“Money doesn’t talk, it swears”

On the promise of the Green Climate Fund

by Nathan Thanki

Under the UNFCCC, expectations that the international community has regarding climate finance are clear. Article 4, paragraph 3 states that developed countries “shall provide new and additional financial resources to meet the agreed full costs incurred by developing country Parties in complying with their obligations,” and that there is a need for “adequacy and predictability” in the flow of these funds. Paragraph 4 elaborates that these commitments include helping developing countries “that are particularly vulnerable to the adverse effects of climate change in meeting costs of adaptation needs.” Paragraph 7 says that the extent to which developing countries address climate change “will depend on the effective implementation by developed country Parties of their commitments related to financial resources,” while paragraph 8 declares that the funds should be for meeting “the specific needs and concerns of developing country Parties arising from the adverse effects of climate change and/or the impact of the implementation of response measures.

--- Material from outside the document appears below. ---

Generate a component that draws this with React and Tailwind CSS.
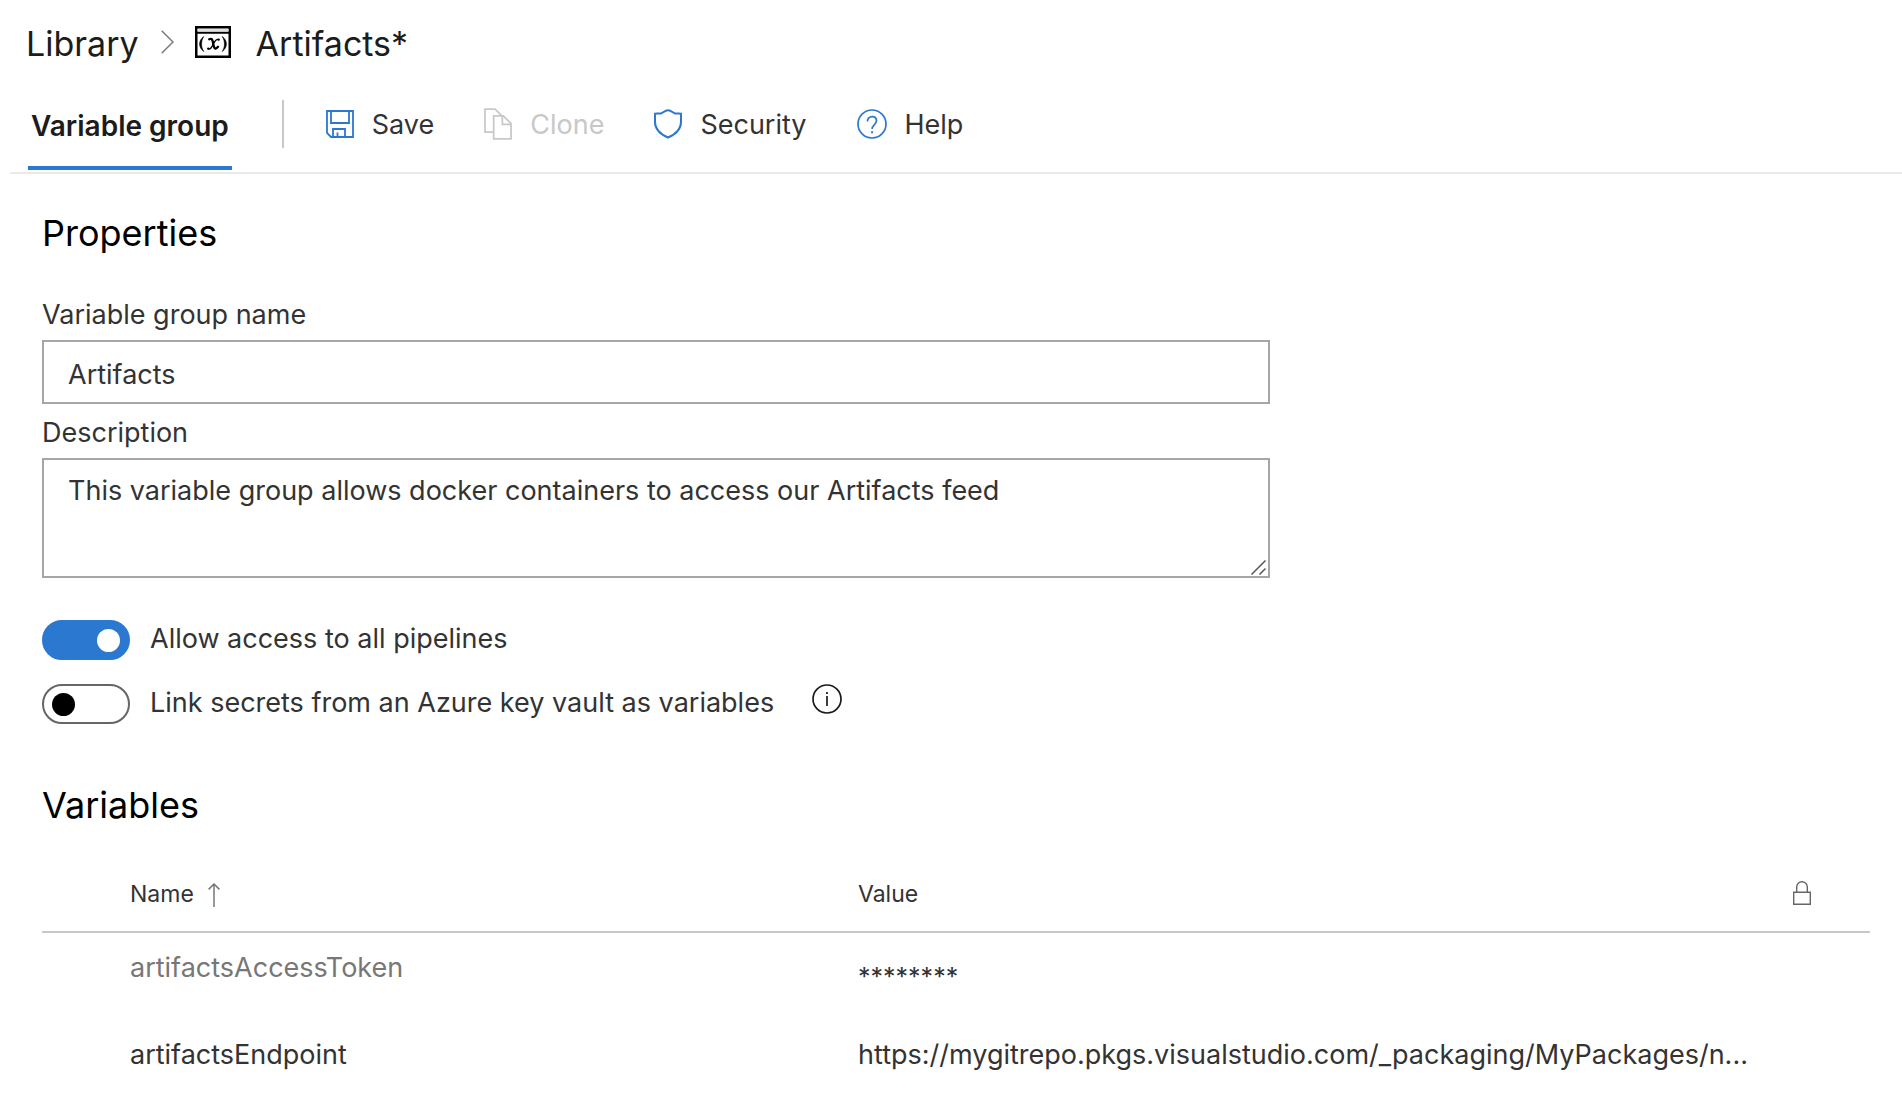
import { useState } from "react";

function VariableGroupIcon() {
  return (
    <svg viewBox="0 0 36 32" className="mb-1 h-8 w-9 shrink-0" aria-hidden="true">
      <rect x="1.250" y="1.250" width="33.500" height="29.500" fill="#fff" stroke="#000" strokeWidth="2.500" />
      <path d="M1 6.800h34" stroke="#000" strokeWidth="2" />
      <path d="M2.500 4.200h31" stroke="#ddd" strokeWidth="2" />
      <path d="M8.800 10.500C3.200 14.500 3.200 21.500 8.800 25.500C5.800 21.500 5.800 14.500 8.800 10.500z" stroke="#000" strokeWidth=".6" />
      <path d="M27.200 10.500C32.800 14.500 32.800 21.500 27.200 25.500C30.200 21.500 30.200 14.500 27.200 10.500z" stroke="#000" strokeWidth=".6" />
      <g fill="none" stroke="#000" strokeLinecap="round">
        <path d="M14.200 13.300C17 11.800 17.600 14 18.200 17.500C18.800 21.800 19.800 24.500 23 20.800" strokeWidth="2.300" />
        <path d="M23.800 13.600C21 12.200 19.500 16 18.200 18.200C16.800 21 15.300 24 13 22.800" strokeWidth="1.300" />
        <path d="M23.600 13.700h.1M13.200 22.500h.1" strokeWidth="2.200" />
      </g>
    </svg>
  );
}

function SaveIcon() {
  return (
    <svg viewBox="0 0 28 28" className="size-7 shrink-0" fill="none" stroke="#2b78d0" strokeWidth="1.800" aria-hidden="true">
      <path d="M1 1h26v26H5l-4-4z" />
      <path d="M5 1v12h18V1" />
      <path d="M7 27v-8h12v8" />
      <path d="M11.500 27v-4.500" />
    </svg>
  );
}

function CloneIcon() {
  return (
    <svg viewBox="0 0 29 33" className="h-8 w-7 shrink-0" fill="none" stroke="#c8c8c8" strokeWidth="1.800" aria-hidden="true">
      <path d="M9.500 25H1V1h10.500l6.500 6.500" />
      <path d="M10 8h10l8 8v16H10z" />
      <path d="M19 8v9h9" />
    </svg>
  );
}

function ShieldIcon() {
  return (
    <svg viewBox="0 0 28 30" className="h-[30px] w-7 shrink-0" fill="none" stroke="#2b78d0" strokeWidth="2" aria-hidden="true">
      <path d="M14 1.200c-3.500 0-4.500 2.600-7 3.200-2 .4-4 .1-6 .3V13c0 7.500 6 12.500 13 15.500C21 25.500 27 20.500 27 13V4.700c-2-.2-4 .1-6-.3-2.500-.6-3.500-3.200-7-3.200z" />
    </svg>
  );
}

function HelpIcon() {
  return (
    <svg viewBox="0 0 30 30" className="size-[30px] shrink-0" fill="none" stroke="#2b78d0" strokeWidth="1.700" aria-hidden="true">
      <circle cx="15" cy="15" r="14" />
      <path d="M10.500 12.500c0-3 1.900-4.900 4.600-4.900 2.600 0 4.400 1.700 4.400 4.200 0 3.600-4.400 4-4.400 8.200" />
      <path d="M15.100 22.300v2" strokeWidth="2" />
    </svg>
  );
}

function InfoIcon() {
  return (
    <svg viewBox="0 0 30 30" className="size-[30px]" fill="none" stroke="#1a1a1a" strokeWidth="1.700" aria-hidden="true">
      <circle cx="15" cy="15" r="14" />
      <path d="M15 12v10" />
      <path d="M15 8v2" />
    </svg>
  );
}

function SortArrow() {
  return (
    <svg viewBox="0 0 12 24" className="h-6 w-3" fill="none" stroke="#777" strokeWidth="1.500" aria-hidden="true">
      <path d="M6 24V1M.6 6.400 6 1l5.400 5.400" />
    </svg>
  );
}

function LockIcon() {
  return (
    <svg viewBox="0 0 18 24" className="h-6 w-[18px]" fill="none" stroke="#666" strokeWidth="1.400" aria-hidden="true">
      <path d="M.7 11.300h16.600v12H.7z" />
      <path d="M3.700 11.300V6a5.300 5.300 0 0 1 10.600 0v5.300" />
    </svg>
  );
}

function Command({ icon, label, disabled }) {
  return (
    <button
      type="button"
      disabled={disabled}
      className="flex items-center gap-[18px] leading-9 text-[#333] disabled:text-[#c8c8c8]"
    >
      {icon}
      <span className="pt-[2px]">{label}</span>
    </button>
  );
}

function Toggle({ id, label, defaultChecked }) {
  const [on, setOn] = useState(defaultChecked);
  return (
    <div className="flex items-start gap-5">
      <input
        id={id}
        type="checkbox"
        role="switch"
        checked={on}
        onChange={(e) => setOn(e.target.checked)}
        className="flex h-10 w-[88px] shrink-0 appearance-none items-center rounded-full border-2 border-[#666] bg-white px-2 before:size-[23px] before:rounded-full before:bg-black checked:justify-end checked:border-[#2b78d0] checked:bg-[#2b78d0] checked:before:bg-white"
      />
      <label htmlFor={id} className="leading-[38px]">
        {label}
      </label>
    </div>
  );
}

export default function App() {
  return (
    <div className="min-h-screen bg-white font-['Inter',sans-serif] text-[27px] text-[#333]">
      <nav aria-label="Breadcrumb" className="flex items-center pt-5 pb-2 pl-[26px] text-[34px] leading-[48px] text-[#1c1c1c]">
        <a href="#library">Library</a>
        <svg viewBox="0 0 13 24" className="mr-[21px] mb-1 ml-[22px] h-6 w-[13px]" fill="none" stroke="#777" strokeWidth="1.400" aria-hidden="true">
          <path d="M.7.700 12 12 .7 23.300" />
        </svg>
        <VariableGroupIcon />
        <h1 className="ml-[25px]">Artifacts*</h1>
      </nav>

      <div className="ml-[10px] flex h-[98px] items-center border-b-2 border-[#eaeaea] pl-[18px]">
        <button
          type="button"
          className="mb-[2px] h-[86px] self-end border-b-4 border-[#2b78d0] px-[3px] pt-[2px] text-[28px] font-semibold text-[#1c1c1c]"
        >
          Variable group
        </button>
        <div className="ml-[50px] h-12 w-[2px] bg-[#c8c8c8]" />
        <div className="ml-[42px] flex items-center gap-[50px]">
          <Command icon={<SaveIcon />} label="Save" />
          <Command icon={<CloneIcon />} label="Clone" disabled />
          <Command icon={<ShieldIcon />} label="Security" />
          <Command icon={<HelpIcon />} label="Help" />
        </div>
      </div>

      <main className="pt-[34px] pr-8 pl-[42px]">
        <section>
          <h2 className="text-[36px] leading-[50px] text-black">Properties</h2>
          <div className="mt-[38px] max-w-[1228px]">
            <label htmlFor="group-name" className="block leading-[38px]">
              Variable group name
            </label>
            <input
              id="group-name"
              type="text"
              defaultValue="Artifacts"
              className="mt-[6px] block h-16 w-full border-2 border-[#a6a6a6] px-6 pt-1"
            />
            <label htmlFor="description" className="mt-[10px] block leading-[38px]">
              Description
            </label>
            <div className="relative mt-[6px]">
              <textarea
                id="description"
                defaultValue="This variable group allows docker containers to access our Artifacts feed"
                className="block h-[120px] w-full resize-none border-2 border-[#a6a6a6] px-6 pt-3 leading-[38px]"
              />
              <svg viewBox="0 0 15 15" className="absolute right-1 bottom-[3px] size-[15px]" stroke="#555" strokeWidth="1.500" aria-hidden="true">
                <path d="M.5 14.500 14.500.5M8.500 14.500l6-6" />
              </svg>
            </div>
          </div>

          <div className="mt-[42px] flex flex-col gap-6">
            <Toggle id="allow-access" label="Allow access to all pipelines" defaultChecked />
            <div className="flex items-start gap-[38px]">
              <Toggle id="link-secrets" label="Link secrets from an Azure key vault as variables" defaultChecked={false} />
              <button type="button" aria-label="More information">
                <InfoIcon />
              </button>
            </div>
          </div>
        </section>

        <section className="mt-14">
          <h2 className="text-[36px] leading-[50px] text-black">Variables</h2>
          <table className="mt-[22px] w-full table-fixed text-left">
            <thead>
              <tr className="h-20 border-b-2 border-[#c8c8c8] text-[23px]">
                <th scope="col" className="w-[816px] pt-[6px] pl-[88px] font-normal">
                  <button type="button" className="flex items-center gap-[14px]">
                    Name
                    <SortArrow />
                  </button>
                </th>
                <th scope="col" className="pt-[6px] font-normal">Value</th>
                <th scope="col" aria-label="Secret" className="w-[77px] pt-[2px]">
                  <LockIcon />
                </th>
              </tr>
            </thead>
            <tbody>
              <tr className="h-[88px]">
                <td className="pt-4 pl-[88px] align-top leading-[38px] text-[#777]">artifactsAccessToken</td>
                <td className="text-[25px] leading-9">********</td>
                <td />
              </tr>
              <tr className="h-[88px]">
                <td className="pt-4 pl-[88px] align-top leading-[38px]">artifactsEndpoint</td>
                <td className="pt-4 align-top leading-[38px] whitespace-nowrap">
                  https://mygitrepo.pkgs.visualstudio.com/_packaging/MyPackages/n...
                </td>
                <td />
              </tr>
            </tbody>
          </table>
        </section>
      </main>
    </div>
  );
}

That all seems fairly straightforward then: rich countries should give poor countries (in addition to existing aid) money specifically for both adapting to and mitigating climate change. However, as is always the case where money is involved, it is not so simple. Developed countries say, as they wash their hands of the responsibility of destroying the planet, that they are pouring money into climate financing. Developing countries say that they are seeing none of it, that they are funding many response efforts from their own budgets, that no money is given for badly needed adaptation projects, that most money goes to middle income countries like Brazil not the poorest countries like Zambia, and that the way climate financing is done is inappropriate as it gives too much power to the donor and not the recipient. There will be a few discussions around finance at Durban: reports on the Least Developed Country Fund (LDCF) and Adaptation Fund (AF) as well as from the Global Environment Facility (GEF). But perhaps the most highly controversial discussions will be around the new plan for long-term climate finance, the Green Climate Fund (GCF). So it is worth our time to know a little bit of the nitty-gritty.



The GCF was originally floated as an idea in Copenhagen, but was far overshadowed by the fiasco that was COP15. The figures of 30billion USD annually from 2010-2012 and 100billion USD annually by 2020 were conjured up, seemingly with no basis. As part of the Cancun agreements (1/CP.16 Para 4), it was decided that a Transitional Committee (TC) would meet throughout 2011 and come back to the COP in Durban with a design for the GCF. The TC was given some rough guidelines as to what the Fund structure should look like. The GCF should: be accountable to the COP; have a board of 12 developing country and 12 developed country members; have a trustee (The World Bank will serve as interim for 3 years) which holds the assets separately despite comingling, and which answers to the Board; have a separate secretariat; have 2 windows for mitigation and adaptation. Certain criteria were then laid out for how the TC itself should be structured: 15 developed and 25 developing countries, with consideration for gender balance; supported by various UN agencies, multilateral banks, international financial institutions and the UNFCCC secretariat; open for observers from civil society and the private sector.


The Design Process

The TC met this March in Mexico, and immediately formed 4 work-streams: scope, principles, cross cutting issues; governance; operational modalities; monitoring and evaluating. They also established a Technical Support Unit (TSU)—basically a group of finance and UN experts—to help the TC. By the second meeting in Tokyo, there were clear problems. Of the 5 chairs and co-chairs, developed countries had a 3/5 majority. Developing countries also complained of a lack of funding to assist them in attending TC meetings, and a conflict of interest in having the World Bank as trustee and in the TSU. Parties failed to make progress and by the fourth meeting in Cape Town this October, pretty much everything was still up for discussion. In governance, developed countries (led by the US) argued that the relationship of the COP to the GCF was advisory rather than supervisory, which developing countries strongly rejected. In the COP, developing countries are far more numerous, and so they want to make sure that decisions regarding their climate financing can be overseen by the whole world. In terms of structure, many developed countries (and developing countries with forests) want a separate funding window for REDD (reducing emissions from deforestation and degradation) and for the private sector, while G77 nations want windows for technology and capacity building instead. The role of the private sector is itself highly contested. Developed countries talk of a need to leverage private finance (by basically guaranteeing to bail out investors if they make reckless investments), but developing countries (mostly) maintain that funds should be public, and in the form of grants (NOT loans) that use direct access. Regarding the environmental safeguards which would ensure that funds go to projects that do not do more harm than good to people or planet, the US and Brazil oppose setting any, while developing countries like India want standards to apply to the private sector too. Many developing countries oppose calls (most loudly coming from the UK) that funds should be given in exchange for ‘verified results’, pointing out the obvious fact that a successful project cannot be implemented without funds.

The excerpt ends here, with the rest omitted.